The Canon rangefinders of the late 1940s and early 1950s are Leica-compatible screw-mount cameras. Many were brought to the U.S. by servicemen who bought them while visiting Japan during the Korean War. Typically these were mounted with a 50mm Serenar (later Canon) lens.

Many of these can still be used, and are similar in function to the Leica III. The top speed is 1/500. Some models are flash synchronized, using Canon's side-rail synch contacts. The lens mount is compatible with all standard Leitz M39 mount lenses

The original ones came with a spring-loaded takeup spool that most photographers found easier to use than the one provided by Leica—many are now missing the spool since the spools were taken for use in Leica cameras.
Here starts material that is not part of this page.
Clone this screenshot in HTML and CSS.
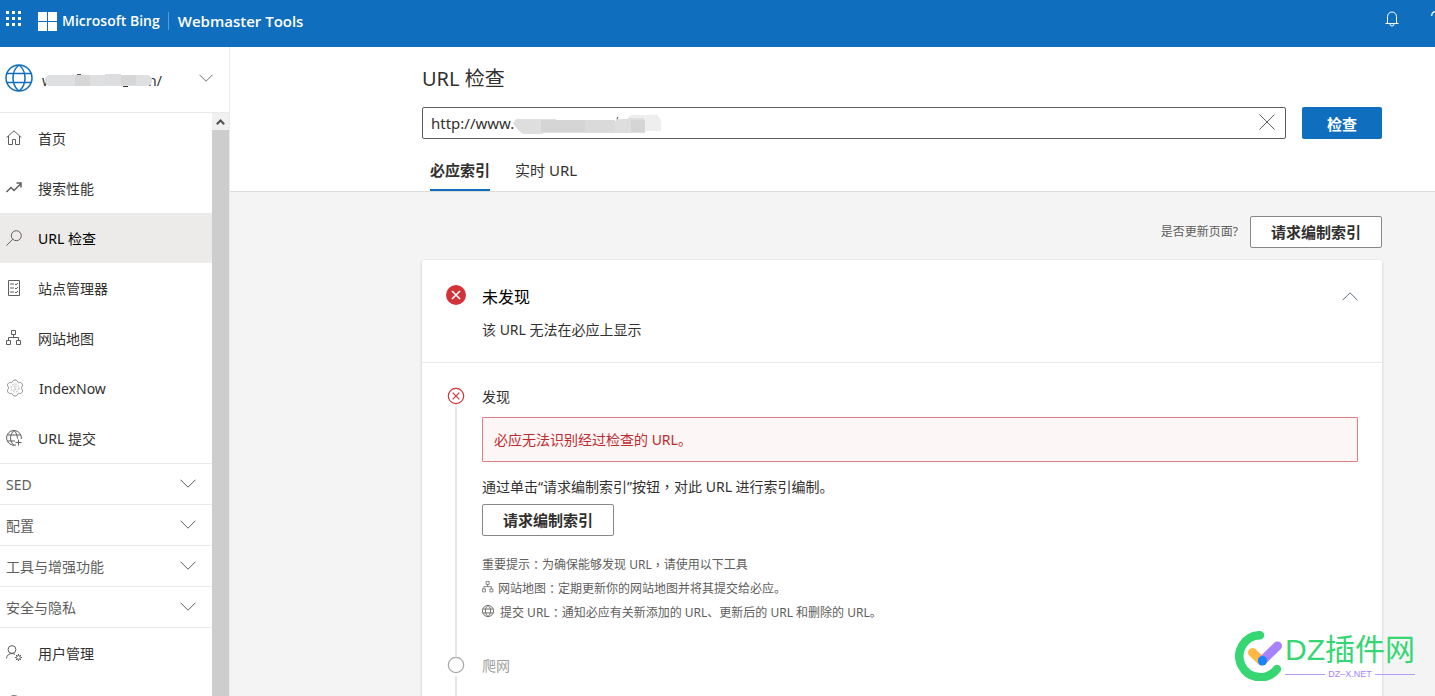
FILE: index.html
```html
<!DOCTYPE html>
<html lang="zh-CN">
<head>
<meta charset="utf-8">
<meta name="viewport" content="width=device-width, initial-scale=1">
<title>URL 检查 - Webmaster Tools</title>
<link rel="stylesheet" href="styles.css">
</head>
<body>
<svg class="defs" aria-hidden="true">
  <symbol id="chevron" viewBox="0 0 16 9"><path d="M.5.7 8 8.200 15.500.7"/></symbol>
  <symbol id="sitemap" viewBox="0 0 16 16"><path d="M5.500.5h4v4h-4zM.5 10.500h4v4h-4zM10.500 10.500h4v4h-4zM7.500 4.500v3M2.500 10.500v-3h10v3"/></symbol>
  <symbol id="globe" viewBox="0 0 28 28"><path d="M14 1a13 13 0 1 0 0 26 13 13 0 0 0 0-26zM14 1c-8 6-8 20 0 26M14 1c8 6 8 20 0 26M2 9.500h24M2 18.500h24"/></symbol>
</svg>

<header class="topbar">
  <button class="bare waffle" aria-label="应用">
    <svg width="16" height="16" viewBox="0 0 16 16" fill="#fff"><path d="M0 0h3v3H0zM6 0h3v3H6zM12 0h3v3h-3zM0 6h3v3H0zM6 6h3v3H6zM12 6h3v3h-3zM0 12h3v3H0zM6 12h3v3H6zM12 12h3v3h-3z"/></svg>
  </button>
  <a class="brand" href="#">
    <svg width="19" height="19" viewBox="0 0 19 19" fill="#fff"><path d="M0 0h9v9H0zM10 0h9v9h-9zM0 10h9v9H0zM10 10h9v9h-9z"/></svg>
    <span class="brand-name">Microsoft Bing</span>
    <span class="product">Webmaster Tools</span>
  </a>
  <button class="bare bell" aria-label="通知">
    <svg width="14" height="16" viewBox="0 0 14 16" fill="none" stroke="#fff"><path d="M2.500 12.500v-7a4.500 4.500 0 0 1 9 0v7M.5 12.500h13M5 13a2 2 0 0 0 4 0"/></svg>
  </button>
  <button class="bare help" aria-label="帮助">
    <svg width="10" height="16" viewBox="0 0 10 16" fill="none" stroke="#fff" stroke-width="1.200"><path d="M.7 5c0-6 8.500-6 8.500-.5C9.200 7.500 5 7.500 5 11.500M5 13.500v1.500"/></svg>
  </button>
</header>

<div class="shell">
  <aside class="sidebar">
    <button class="bare site">
      <svg class="line site-globe" width="28" height="28"><use href="#globe"/></svg>
      <span class="site-name">w<svg class="smudge" width="108" height="14" viewBox="0 0 108 14"><rect y="1" width="107" height="11" rx="5" fill="#dedfe0"/><path d="M30 1h15v11H30zM76 1h15v10H76z" fill="#d6d6d6"/><path d="M60 0h16v10H60z" fill="#dcdce1"/><path d="M32 .5h4" stroke="#555"/><path d="M78 12.500h5" stroke="#333"/></svg>n/</span>
      <svg class="line" width="14" height="8"><use href="#chevron"/></svg>
    </button>
    <div class="nav-area">
      <nav class="nav">
        <a class="item" href="#"><svg class="line" width="16" height="16" viewBox="0 0 16 16"><path d="M.7 7.500 8 .8l7.300 6.700M2.500 6v8.500h4v-5h3v5h4V6"/></svg>首页</a>
        <a class="item" href="#"><svg class="line bold" width="16" height="16" viewBox="0 0 16 16"><path d="m.5 12 4.500-4.500 3 3L15 3.500M10.500 3H15v4.500"/></svg>搜索性能</a>
        <a class="item current" href="#" aria-current="page"><svg class="line" width="16" height="16" viewBox="0 0 16 16"><circle cx="10.300" cy="5.700" r="5"/><path d="M6.700 9.300.5 15.500"/></svg>URL 检查</a>
        <a class="item" href="#"><svg class="line" width="16" height="16" viewBox="0 0 16 16"><path d="M2.500.5h11v15h-11zM4 4h4M4 8h4M4 12h4M9 4l1 1 2-2M9 8l1 1 2-2M9 12l1 1 2-2"/></svg>站点管理器</a>
        <a class="item" href="#"><svg class="line" width="16" height="16"><use href="#sitemap"/></svg>网站地图</a>
        <a class="item indexnow" href="#"><svg class="line" width="18" height="18" viewBox="0 0 18 18"><path d="M6.500 2.500C7 .5 11 .5 11.500 2.500c.3 1 1 1.300 2 1 2-.5 4 2.500 2.500 4-.8.8-.8 1.700 0 2.700 1.500 1.800-.5 4.800-2.500 4.300-1-.3-1.700 0-2 1-.5 2-4.500 2-5 0-.3-1-1-1.300-2-1-2 .5-4-2.500-2.500-4.300.8-1 .8-1.900 0-2.700-1.500-1.500.5-4.500 2.500-4 1 .3 1.700 0 2-1z"/><g stroke="#bbb"><circle cx="9" cy="9" r="4" stroke-dasharray="2 1"/><path d="M10.500 7.500c-3-1.500-3 1-1.500 1.500s1.500 3-1.500 1.500"/></g></svg>IndexNow</a>
        <a class="item" href="#"><svg class="line" width="16" height="16" viewBox="0 0 16 16"><path d="M10 15a7.400 7.400 0 1 1 5.300-6M8 .6c-4.600 3.500-4.600 11 0 14.800M8 .6c2.200 1.800 3.300 4.500 3.400 8M1.500 5h13M1.500 11H9M12.500 9.500v6M9.500 12.500h6"/></svg>URL 提交</a>
        <button class="bare group">SED<svg class="line" width="16" height="9"><use href="#chevron"/></svg></button>
        <button class="bare group">配置<svg class="line" width="16" height="9"><use href="#chevron"/></svg></button>
        <button class="bare group">工具与增强功能<svg class="line" width="16" height="9"><use href="#chevron"/></svg></button>
        <button class="bare group last">安全与隐私<svg class="line" width="16" height="9"><use href="#chevron"/></svg></button>
        <a class="item" href="#"><svg class="line" width="16" height="16" viewBox="0 0 16 16"><circle cx="6" cy="4.500" r="3.900"/><path d="M.5 13.500c0-3 2.500-5 5.500-5 1.200 0 2.200.3 3 1"/><circle cx="12.500" cy="12.500" r="1.900"/><path d="M12.500 9v1.500M12.500 14.500V16M9 12.500h1.500M14.500 12.500H16M10 10l1 1M14 14l1 1M15 10l-1 1M11 14l-1 1"/></svg>用户管理</a>
        <a class="item" href="#" aria-label="更多"><svg class="line" width="16" height="16" viewBox="0 0 16 16"><circle cx="8" cy="8" r="7.400"/></svg></a>
      </nav>
      <div class="scrollbar" aria-hidden="true">
        <span class="scroll-up"><svg width="9" height="6" viewBox="0 0 9 6" fill="none" stroke="#505050" stroke-width="2"><path d="m.8 5.200 3.700-3.700 3.700 3.700"/></svg></span>
      </div>
    </div>
  </aside>

  <main class="main">
    <section class="page-head">
      <h1>URL 检查</h1>
      <form class="search">
        <div class="field">
          <input type="text" value="http://www." aria-label="URL">
          <svg class="url-smudge" width="148" height="20" viewBox="0 0 148 20"><path d="M3 4h40v2h60V4h12V3q2-3 6-3h22q4 3 4 8v8h-15v2H30v1H10Q4 15 0 8z" fill="#dedede"/><path d="M116 3q2-3 6-3h22q4 3 4 8v8h-17V3z" fill="#eee"/><path d="M28 5h44v12H28zM118 5h14v12h-14z" fill="#d5d5d5"/><path d="M72 5h30v12H72z" fill="#dadada"/><path d="M104 4l1-2" stroke="#444"/></svg>
          <button type="button" class="bare clear" aria-label="清除"><svg class="line" width="16" height="16" viewBox="0 0 16 16"><path d="m.5.5 15 15M15.500.5l-15 15"/></svg></button>
        </div>
        <button type="button" class="primary">检查</button>
      </form>
      <div class="tabs" role="tablist">
        <button class="bare tab active" role="tab" aria-selected="true">必应索引</button>
        <button class="bare tab" role="tab" aria-selected="false">实时 URL</button>
      </div>
    </section>

    <section class="content">
      <div class="toolbar">
        <span>是否更新页面?</span>
        <button class="outline">请求编制索引</button>
      </div>
      <article class="card">
        <header class="card-head">
          <svg width="20" height="20" viewBox="0 0 20 20"><circle cx="10" cy="10" r="10" fill="#d13438"/><path d="m6 6 8 8M14 6l-8 8" stroke="#fff" stroke-width="1.600"/></svg>
          <div class="status">
            <h2>未发现</h2>
            <p>该 URL 无法在必应上显示</p>
          </div>
          <button class="bare collapse" aria-label="折叠"><svg class="line flip" width="16" height="9"><use href="#chevron"/></svg></button>
        </header>
        <div class="step">
          <div class="rail"><svg width="18" height="18" viewBox="0 0 18 18" fill="none" stroke="#d13438" stroke-width="1.200"><circle cx="9" cy="9" r="7.700"/><path d="m5.700 5.700 6.600 6.600M12.300 5.700l-6.600 6.600"/></svg></div>
          <div class="step-body">
            <h3>发现</h3>
            <p class="alert">必应无法识别经过检查的 URL。</p>
            <p class="advice">通过单击“请求编制索引”按钮<span class="mid" lang="zh-TW">，</span>对此 URL 进行索引编制。</p>
            <button class="outline">请求编制索引</button>
            <div class="notes">
              <p>重要提示<span class="mid" lang="zh-TW">：</span>为确保能够发现 URL<span class="mid" lang="zh-TW">，</span>请使用以下工具</p>
              <p><svg class="line tool" width="12" height="12"><use href="#sitemap"/></svg><a href="#">网站地图</a><span class="mid" lang="zh-TW">：</span>定期更新你的网站地图并将其提交给必应。</p>
              <p><svg class="line tool wide" width="12" height="12"><use href="#globe"/></svg><a href="#">提交 URL</a><span class="mid" lang="zh-TW">：</span>通知必应有关新添加的 URL、更新后的 URL 和删除的 URL。</p>
            </div>
          </div>
        </div>
        <div class="step pending">
          <div class="rail"><svg width="18" height="18" viewBox="0 0 18 18" fill="none" stroke="#a6a6a6" stroke-width="1.200"><circle cx="9" cy="9" r="7.700"/></svg></div>
          <div class="step-body"><h3>爬网</h3></div>
        </div>
      </article>
    </section>
  </main>
</div>

<div class="watermark">
  <svg width="48" height="50" viewBox="0 0 48 50" fill="none" stroke-linecap="round"><path d="M25 4.200A21 21 0 1 0 42 38" stroke="#36d673" stroke-width="8.500"/><path d="m17.500 21.500 9 8.500" stroke="#ffb942" stroke-width="9"/><path d="M27.500 29.500 42.500 15" stroke="#a782ff" stroke-width="9"/><path d="M27.500 29.500v.5" stroke="#1684ff" stroke-width="9"/></svg>
  <div class="mark-text">
    <span class="mark-name">DZ插件网</span>
    <span class="mark-url">DZ–X.NET</span>
  </div>
</div>
</body>
</html>
```
FILE: styles.css
```css
* { box-sizing: border-box; }
body {
  margin: 0;
  height: 100vh;
  overflow: hidden;
  display: flex;
  flex-direction: column;
  position: relative;
  background: #f4f4f4;
  color: #323130;
  font: 14px/20px "Noto Sans", "Noto Sans CJK SC", sans-serif;
}
h1, h2, h3, p { margin: 0; font-weight: 400; }
a { color: inherit; text-decoration: none; }
button, input { font: inherit; color: inherit; }
.bare { background: none; border: 0; padding: 0; text-align: left; }
.defs { display: none; }
svg { flex: none; display: block; }
.line { fill: none; stroke: #605e5c; stroke-width: 1; overflow: visible; }
.bold { stroke-width: 1.5; }
.flip { transform: rotate(180deg); }

/* top bar */
.topbar {
  flex: none;
  display: flex;
  align-items: center;
  height: 47px;
  padding: 0 0 5px 6px;
  background: #106ebe;
  color: #fff;
}
.waffle { margin: 0 16px 4px 0; }
.brand { display: flex; align-items: center; font-family: "Open Sans", sans-serif; }
.brand-name {
  margin-left: 5px;
  padding-right: 8px;
  border-right: 1px solid #5b9bd3;
  font-size: 14px;
  font-weight: 600;
  line-height: 18px;
}
.product { padding-left: 9px; font-size: 15px; font-weight: 600; }
.bell { margin: 0 32px 4px auto; }
.help { margin: 0 -6px 4px 0; }

.shell { flex: 1; display: flex; min-height: 0; }

/* sidebar */
.sidebar {
  flex: none;
  width: 230px;
  display: flex;
  flex-direction: column;
  background: #fff;
  border-right: 1px solid #eaeaea;
}
.site {
  flex: none;
  display: flex;
  align-items: center;
  height: 66px;
  padding: 0 16px 4px 5px;
  border-bottom: 1px solid #eaeaea;
}
.site-globe { stroke: #106ebe; stroke-width: 1.5; }
.site-name { flex: 1; display: flex; align-items: center; padding: 6px 0 0 9px; }
.smudge { margin: 0 -5px 0 -8px; position: relative; }
.nav-area { flex: 1; display: flex; min-height: 0; }
.nav { flex: 1; overflow: hidden; }
.item { display: flex; align-items: center; gap: 16px; height: 50px; padding: 2px 6px 0; }
.item svg { margin-bottom: 3px; }
.indexnow { gap: 15px; }
.indexnow svg { stroke: #8a8886; }
.current { background: #edebe9; color: #000; }
.group {
  display: flex;
  align-items: center;
  justify-content: space-between;
  width: 100%;
  height: 41px;
  padding: 2px 16px 0 6px;
  border-top: 1px solid #eaeaea;
  color: #605e5c;
}
.group svg { margin-bottom: 4px; }
.last { height: 42px; border-bottom: 1px solid #eaeaea; }
.scrollbar { flex: none; width: 17px; background: #cdcdcd; }
.scroll-up { display: flex; align-items: center; justify-content: center; height: 17px; background: #f0f0f0; }

/* page head */
.main { flex: 1; min-width: 0; }
.page-head { padding: 17px 53px 0 192px; background: #fff; border-bottom: 1px solid #dcdcdc; }
h1 { font-size: 20px; line-height: 30px; margin-bottom: 13px; }
.search { display: flex; gap: 16px; }
.field { flex: 1; position: relative; display: flex; }
.field input {
  flex: 1;
  min-width: 0;
  height: 32px;
  padding: 0 40px 0 8px;
  border: 1px solid #605e5c;
  border-radius: 2px;
  background: #fff;
  font-size: 15px;
}
.url-smudge { position: absolute; left: 91px; top: 8px; }
.clear { position: absolute; right: 11px; top: 7px; }
.primary {
  width: 80px;
  height: 32px;
  padding: 1px 0 0;
  border: 0;
  border-radius: 2px;
  background: #106ebe;
  color: #fff;
  font-size: 15px;
  font-weight: 600;
}
.tabs { display: flex; gap: 25px; padding: 10px 8px 0; }
.tab { height: 42px; padding-top: 2px; border-bottom: 2px solid transparent; font-size: 15px; }
.active { border-color: #106ebe; font-weight: 600; }

/* content */
.content { padding: 24px 53px 0 192px; }
.toolbar {
  display: flex;
  align-items: center;
  justify-content: flex-end;
  gap: 12px;
  margin-bottom: 12px;
  color: #605e5c;
  font-size: 12px;
}
.outline {
  width: 132px;
  height: 32px;
  padding: 0;
  border: 1px solid #8a8886;
  border-radius: 2px;
  background: #fff;
  color: #323130;
  font-size: 15px;
  font-weight: 600;
}
.card { background: #fff; border-radius: 2px; box-shadow: 0 1px 3px rgba(0, 0, 0, .2); }
.card-head {
  display: flex;
  align-items: flex-start;
  gap: 16px;
  height: 103px;
  padding: 25px 24px 0;
  border-bottom: 1px solid #eaeaea;
}
.status { flex: 1; }
h2 { color: #000; font-size: 16px; line-height: 24px; margin-bottom: 11px; }
.collapse { margin-top: 7px; }
.collapse svg { stroke: #5a6f8a; }
.step { display: flex; gap: 17px; padding: 24px 24px 0 25px; }
.rail { flex: none; width: 18px; display: flex; flex-direction: column; align-items: center; gap: 2px; }
.rail::after { content: ""; flex: 1; width: 2px; background: #e6e6e6; }
.step-body { flex: 1; }
h3 { font-size: 14px; line-height: 20px; }
.alert {
  margin: 10px 0 14px;
  padding: 12px 11px 11px;
  border: 1px solid #e37d80;
  border-radius: 1px;
  background: #fdf6f6;
  color: #c02a2e;
}
.advice { margin-bottom: 7px; }
.mid { font-family: "Noto Sans CJK TC", sans-serif; }
.notes { padding: 17px 0 31px; color: #605e5c; font-size: 12px; line-height: 24px; }
.notes p { display: flex; }
.tool { margin: 4px 4px 0 0; }
.wide { margin-right: 6px; stroke-width: 2; }
.pending { padding-top: 0; color: #a19f9d; }
.pending .rail { min-height: 60px; }

/* watermark */
.watermark { position: absolute; right: 20px; bottom: 15px; display: flex; gap: 2px; }
.mark-text { display: flex; flex-direction: column; color: #36d673; font-family: "Liberation Sans", "Noto Sans CJK SC", sans-serif; }
.mark-name { font-size: 30px; line-height: 38px; }
.mark-url { display: flex; align-items: center; gap: 3px; color: #a782ff; font-size: 9px; line-height: 10px; }
.mark-url::before, .mark-url::after { content: ""; flex: 1; height: 1px; background: #b79bff; }
```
Unlike many Leica copies, quality control and finish are fully up to Leitz standards.

The noticeable difference between the Canon and other LTM (Leica thread-mount) rangefinders is the angled cornered casing.

Where the Canon cameras surpass the Leica is the finder. Viewfinder and rangefinder are integrated, and a three-way switch allows a view for 50mm, 100mm, and critical rangefinder use. This arrangement made the viewfinders on Canon II/III/IV cameras tend to be dimmer and less brilliant than their counterparts found in Leica or other Barnack-style copy cameras.